California Independent Petroleum Association



California Independent Petroleum Association

Rock Zierman, Director of Public Affairs

1112 “I” Street, Suite 350

Sacramento, CA 95814

Direct Line: (916) 447-1185

Fax: (916) 447-1144

E-Mail: rock@

January 15, 2003

Sonya Blake, Chair

Governor’s Small Business Reform Task Force

1400 Tenth Street

Sacramento, CA 95812-3044

Dear Ms. Blake:

We are writing on behalf of the California Independent Petroleum Association (CIPA) and the California Natural Gas Producers Association (CNGPA) to share our thoughts with the task force on how to improve the state’s business climate for small energy producers. We appreciate the Governor’s desire to improve the state’s business climate and are especially appreciative of his focus on assisting small businesses. As you may be aware, CIPA is a non-profit trade association representing over 450 independent producers of oil and natural gas, service companies, and royalty owners in California. The CNGPA is a non-profit association with over 50 members dedicated exclusively to the interests of California’s natural gas producers.
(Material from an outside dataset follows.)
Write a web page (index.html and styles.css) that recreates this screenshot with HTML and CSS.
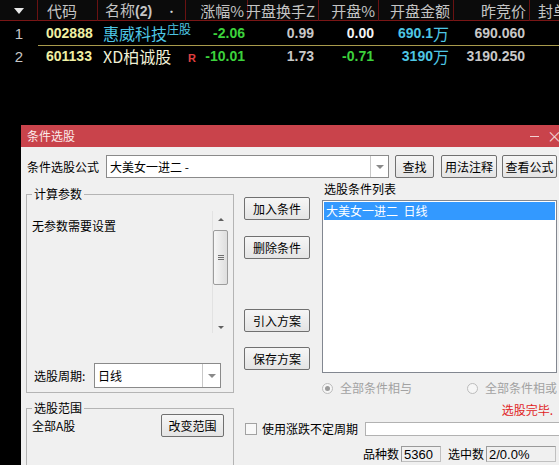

Collectively, California is the fourth largest oil and gas producing state in the nation behind only Louisiana, Texas, and Alaska, and has the largest untapped reserve base for oil and natural gas production in the lower 48 states. While the majority of the CNGPA and CIPA’s members are small businesses that maintain very small operations, they are an important part of the state’s overall energy supply picture.

Reliable and affordable energy is one of the major keys to economic development in the state. The state, in its pursuit of cleaner power, has switched nearly exclusively to natural gas for power plants over the last 20 years. While this trend has resulted in the development of cleaner, efficient power supplies, the state’s power supply is also more susceptible than ever to supply disruptions along the state’s interstate pipeline systems and price fluctuations in the natural gas commodities market.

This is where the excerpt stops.